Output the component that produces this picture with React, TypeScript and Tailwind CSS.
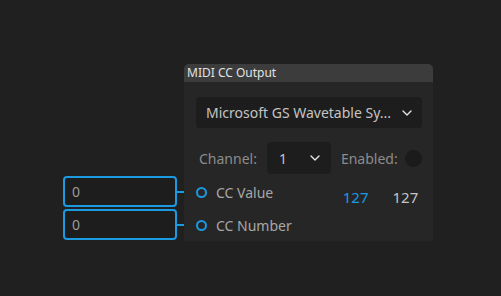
import { ChevronDown } from "lucide-react";

const font = { fontFamily: '"Noto Sans", "Open Sans", sans-serif' };

function Port({ label }: { label: string }) {
  return (
    <div className="flex h-[33px] items-center gap-[9px]">
      <span className="h-[11px] w-[11px] rounded-full border-2 border-[#1a9ae0]" />
      <span className="text-[14px] text-[#a8a8a8]">{label}</span>
    </div>
  );
}

function ValueBox({ value }: { value: string }) {
  return (
    <div className="flex h-[31px] w-[114px] items-center rounded-[4px] border-2 border-[#1a9ae0] bg-[#1d1d1d] pl-[7px] text-[14px] text-[#9a9a9a]">
      {value}
    </div>
  );
}

export default function App() {
  return (
    <div className="relative h-[296px] w-[501px] overflow-hidden bg-[#202020]" style={font}>
      {/* wires */}
      <svg className="absolute left-0 top-0" width="501" height="296">
        <line x1="177" y1="192" x2="197" y2="192" stroke="#1a9ae0" strokeWidth="2" />
        <line x1="177" y1="225" x2="197" y2="225" stroke="#1a9ae0" strokeWidth="2" />
      </svg>

      <div className="absolute left-[63px] top-[176px] flex flex-col gap-[2px]">
        <ValueBox value="0" />
        <ValueBox value="0" />
      </div>

      <div className="absolute left-[184px] top-[64px] w-[249px]">
        <div className="flex h-[18px] items-center rounded-t-[5px] bg-[#3c3c3c] px-[3px] text-[12px] text-[#e2e2e2]">
          MIDI CC Output
        </div>
        <div className="h-[159px] bg-[#262626] pl-[12px] pr-[11px] pt-[15px]">
          <div className="flex h-[31px] items-center justify-between rounded-[4px] bg-[#1d1d1d] pl-[10px] pr-[7px] text-[14px] text-[#c4c4c4]">
            <span>Microsoft GS Wavetable Sy...</span>
            <ChevronDown size={16} strokeWidth={2} color="#e6e6e6" />
          </div>
          <div className="mt-[14px] flex h-[32px] items-center text-[14px] text-[#8c8c8c]">
            <span className="ml-[3px]">Channel:</span>
            <div className="ml-[10px] flex h-[32px] w-[64px] items-center justify-between rounded-[4px] bg-[#1d1d1d] pl-[12px] pr-[8px] text-[#c4c4c4]">
              <span>1</span>
              <ChevronDown size={16} strokeWidth={2} color="#e6e6e6" />
            </div>
            <span className="ml-[10px]">Enabled:</span>
            <span className="ml-[7px] h-[17px] w-[17px] rounded-full bg-[#1b1b1b]" />
          </div>
          <div className="mt-[2px] flex">
            <div className="flex flex-col">
              <Port label="CC Value" />
              <Port label="CC Number" />
            </div>
            <div className="ml-[51px] flex h-[33px] items-center gap-[24px] pt-[10px] text-[15px]">
              <span className="text-[#1a9ae0]">127</span>
              <span className="text-[#c4c4c4]">127</span>
            </div>
          </div>
        </div>
      </div>
    </div>
  );
}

◆ ◆ ◆ ◆ ◆

## PROBLEM DESCRIPTION
Restate the whole listing above exactly, except for its images.

## FINISHED ANSWER
Output the component that produces this picture with React, TypeScript and Tailwind CSS.
import { ChevronDown } from "lucide-react";

const font = { fontFamily: '"Noto Sans", "Open Sans", sans-serif' };

function Port({ label }: { label: string }) {
  return (
    <div className="flex h-[33px] items-center gap-[9px]">
      <span className="h-[11px] w-[11px] rounded-full border-2 border-[#1a9ae0]" />
      <span className="text-[14px] text-[#a8a8a8]">{label}</span>
    </div>
  );
}

function ValueBox({ value }: { value: string }) {
  return (
    <div className="flex h-[31px] w-[114px] items-center rounded-[4px] border-2 border-[#1a9ae0] bg-[#1d1d1d] pl-[7px] text-[14px] text-[#9a9a9a]">
      {value}
    </div>
  );
}

export default function App() {
  return (
    <div className="relative h-[296px] w-[501px] overflow-hidden bg-[#202020]" style={font}>
      {/* wires */}
      <svg className="absolute left-0 top-0" width="501" height="296">
        <line x1="177" y1="192" x2="197" y2="192" stroke="#1a9ae0" strokeWidth="2" />
        <line x1="177" y1="225" x2="197" y2="225" stroke="#1a9ae0" strokeWidth="2" />
      </svg>

      <div className="absolute left-[63px] top-[176px] flex flex-col gap-[2px]">
        <ValueBox value="0" />
        <ValueBox value="0" />
      </div>

      <div className="absolute left-[184px] top-[64px] w-[249px]">
        <div className="flex h-[18px] items-center rounded-t-[5px] bg-[#3c3c3c] px-[3px] text-[12px] text-[#e2e2e2]">
          MIDI CC Output
        </div>
        <div className="h-[159px] bg-[#262626] pl-[12px] pr-[11px] pt-[15px]">
          <div className="flex h-[31px] items-center justify-between rounded-[4px] bg-[#1d1d1d] pl-[10px] pr-[7px] text-[14px] text-[#c4c4c4]">
            <span>Microsoft GS Wavetable Sy...</span>
            <ChevronDown size={16} strokeWidth={2} color="#e6e6e6" />
          </div>
          <div className="mt-[14px] flex h-[32px] items-center text-[14px] text-[#8c8c8c]">
            <span className="ml-[3px]">Channel:</span>
            <div className="ml-[10px] flex h-[32px] w-[64px] items-center justify-between rounded-[4px] bg-[#1d1d1d] pl-[12px] pr-[8px] text-[#c4c4c4]">
              <span>1</span>
              <ChevronDown size={16} strokeWidth={2} color="#e6e6e6" />
            </div>
            <span className="ml-[10px]">Enabled:</span>
            <span className="ml-[7px] h-[17px] w-[17px] rounded-full bg-[#1b1b1b]" />
          </div>
          <div className="mt-[2px] flex">
            <div className="flex flex-col">
              <Port label="CC Value" />
              <Port label="CC Number" />
            </div>
            <div className="ml-[51px] flex h-[33px] items-center gap-[24px] pt-[10px] text-[15px]">
              <span className="text-[#1a9ae0]">127</span>
              <span className="text-[#c4c4c4]">127</span>
            </div>
          </div>
        </div>
      </div>
    </div>
  );
}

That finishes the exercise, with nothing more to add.